主要国長期金利上昇、イタリア国民投票、 米大統領選…リスクオフの材料が山積み!

■米ドル高の理由は債券市場にあり! 米ドル高が続いている。ドルインデックスは一時99の節目を打診し、米ドル/円も昨日(10月27日)から105円の大台乗せに成功した。米12月利上げが確実視され、米ドル高の原動力になっている模様だ。
ドルインデックス 日足(出所:CQG) 
米ドル/円 1時間足(リアルタイムチャートはこちら → FXチャート&レート:米ドル/円 1時間足)
 一方、本コラムがすでに指摘していたように、そもそも米12月利上げがあるとしても、それは「早期利上げ」ではなく、「晩期利上げ」となるから、相場はとっくにこれを織り込んでいたはずだ。では、なぜ「今さら」の米ドル高なのか。
【参考記事】
●ドル高は続くのか? 「FRBの利上げ詐欺」に対し、市場はストックホルム症候群に!?(2016年10月21日、陳満咲杜)
 この答えは、債券マーケットから出そうである。その発端となったのは、先にEU離脱を決定した英国だ。
 英3Q(第3四半期)GDPの数字が予想より改善されたことを受け、英10年物国債は大幅に下落、利回りは1.28%へ急上昇し、EU離脱以来の最高レベルを更新した。 
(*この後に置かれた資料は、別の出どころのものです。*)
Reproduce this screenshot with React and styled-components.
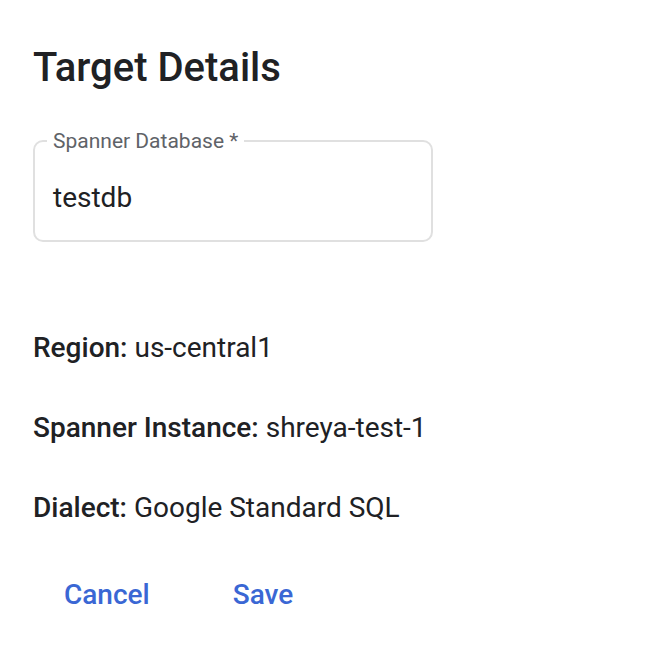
import React from "react";
import styled, { createGlobalStyle } from "styled-components";

const GlobalStyle = createGlobalStyle`
  html, body {
    margin: 0;
    padding: 0;
    background: #ffffff;
    font-family: Roboto, "Liberation Sans", Arial, sans-serif;
    color: #202124;
  }
`;

const Dialog = styled.div`
  width: 664px;
  height: 648px;
  box-sizing: border-box;
  padding: 44px 33px 0;
  display: flex;
  flex-direction: column;
`;

const Title = styled.h2`
  margin: 0;
  font-size: 40px;
  font-weight: 500;
  line-height: 48px;
  color: #202124;
`;

const Field = styled.fieldset`
  margin: 37px 0 0;
  width: 400px;
  box-sizing: border-box;
  border: 2px solid #e0e0e0;
  border-radius: 10px;
  padding: 0 18px 26px;
  min-width: 0;

  legend {
    padding: 0 6px;
    margin-left: -6px;
    font-size: 21px;
    line-height: 24px;
    color: #5f6368;
  }
`;

const Value = styled.div`
  margin-top: 29px;
  font-size: 28px;
  line-height: 32px;
  color: #202124;
`;

const Details = styled.div`
  margin-top: 90px;
  display: flex;
  flex-direction: column;
  gap: 48px;
`;

const Row = styled.div`
  font-size: 28px;
  line-height: 32px;
  color: #202124;

  b {
    font-weight: 500;
  }
`;

const Actions = styled.div`
  margin-top: 47px;
  display: flex;
  padding-left: 15px;
  gap: 51px;
`;

const Button = styled.button`
  background: none;
  border: none;
  padding: 8px 16px;
  font-family: inherit;
  font-size: 28px;
  line-height: 32px;
  font-weight: 500;
  color: #3a67d4;
  cursor: pointer;
`;

export default function App() {
  return (
    <>
      <GlobalStyle />
      <Dialog>
        <Title>Target Details</Title>
        <Field>
          <legend>Spanner Database *</legend>
          <Value>testdb</Value>
        </Field>
        <Details>
          <Row>
            <b>Region:</b> us-central1
          </Row>
          <Row>
            <b>Spanner Instance:</b> shreya-test-1
          </Row>
          <Row>
            <b>Dialect:</b> Google Standard SQL
          </Row>
        </Details>
        <Actions>
          <Button>Cancel</Button>
          <Button>Save</Button>
        </Actions>
      </Dialog>
    </>
  );
}
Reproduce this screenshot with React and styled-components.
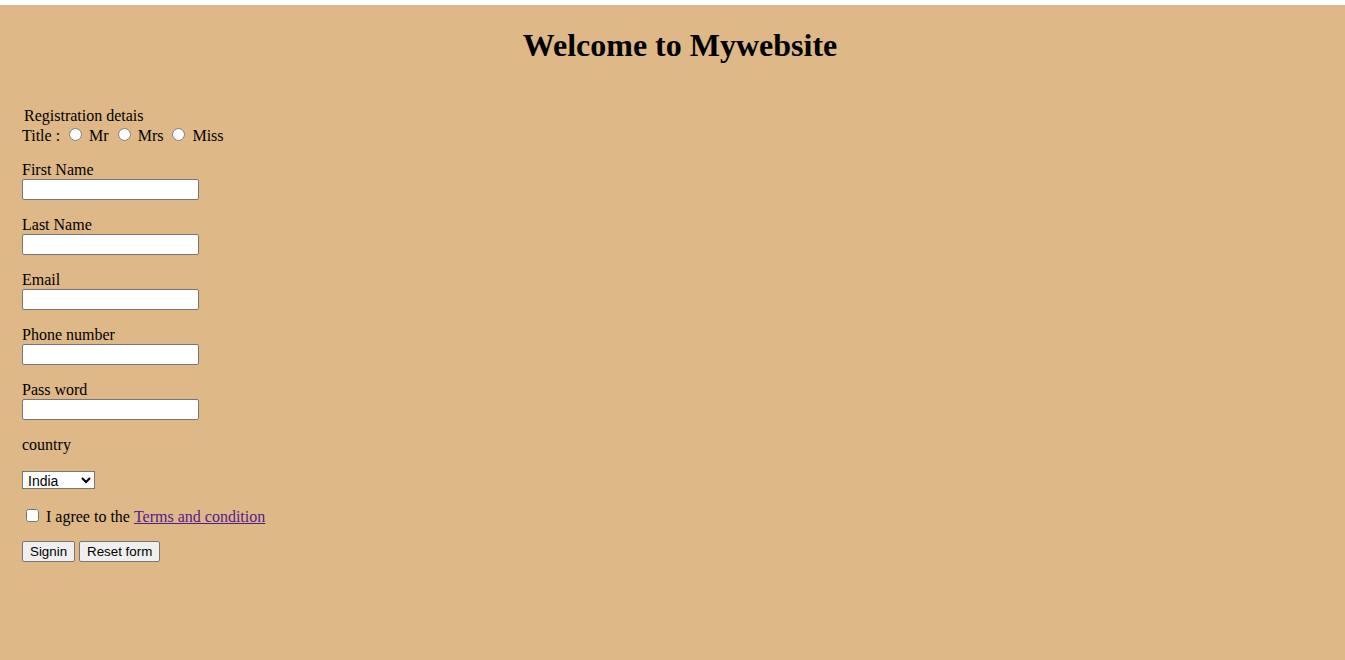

英長期金利(英10年物国債の利回り、日足)(出所:CQG)
 それを受けた形で独国債市場も下落した。独10年物国債の利回りは0.17%まで上昇し、5ヵ月ぶりの高い水準を記録した。テクニカル的に、同利回りが2016年年初来初めて200日線を突破したのは、市場関係者に注目されるサインだと言える。 
独長期金利(独10年物国債の利回り)(出所:CQG)
 英独両国の「異変」が間もなく米国へ影響し始めた。米10年国債利回りも1.85%へ上昇、同じく5ヵ月ぶりの高値を記録した。 
米長期金利(米10年物国債の利回り)(出所:CQG)
 このように、主要国の債券市場の利回りがそろって上昇(債券価格は下落)、結果的に米ドルを押し上げたわけだ。何しろ、米ドルは2016年年内利上げを有力視され、利回りにもっとも敏感である。
 そのうえ、根本的にはECB(欧州中央銀行)、日銀など米国以外の緩和政策が続かないのでは、といった懸念が強まっているからだ。マーケットは「潮」の変わり目を見極めようとしており、債券市場も神経質な値動きを見せているわけだ。